Among the most significant features of this development is the emergence of
emergentism in natural science fields closest to the subjects of dialectical
historical investigation; the study of life activity, investigation into the
social activity of organisms and research into interactional processes in
ecological communities.  This is interesting material and in the hands of an
intelligent and well-informed theorist could be a landmark work concerning
the future direction of the theoretical and practical development of natural
science.

I've been discussing this as well as other issues. And it is more fruitful and important, as I've suggested, than much of the kindergarten level discussion of the dialectics of nature.

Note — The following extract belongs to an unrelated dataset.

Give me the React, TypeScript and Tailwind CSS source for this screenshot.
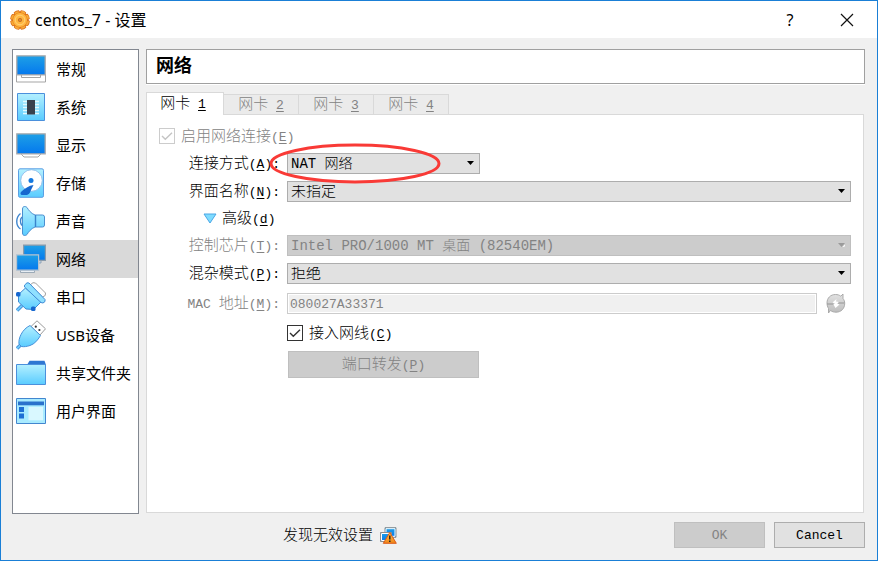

Is nature dialectical? I don't really know or care. Science is dialectical,
as dialectical as dialectics can be!

I think you're right. The question then is--how to put this?--the line of demarcation between nature in itself and . . . nature for us . . . and science. I've been cautious about making claims about the 'dialectics of nature' in se, i.e. apart from our methods of analysis (which I guess you might call 'contemplative'. This is the old problem, as traditional terminology puts it, of the relation between (or very existence of) subjective (dialectical logic as subject of debate) and objective dialectics (which, with respect to nature, is the focus of positive and negative engagements with dialectical thought). It's not clear to me whether you would go along with my various analyses of this problematic over the past dozen years, or even accept such a conceptual distinction. But I think that the mess we've inherited shows up its historical importance. While I agree we need an overarching conception that somehow interrelates "nature, society, and thought", the direct identification of all of these components with the same dialectical laws is, I think, a logically blurred mistake. I believe this implicit problem comes up time and time again in the history of debates, whether among British intellectuals in the '30s, the pseudonymous debate between Novack and Van Heijenoort circa 1943, the debate between Norman and Sayers, etc.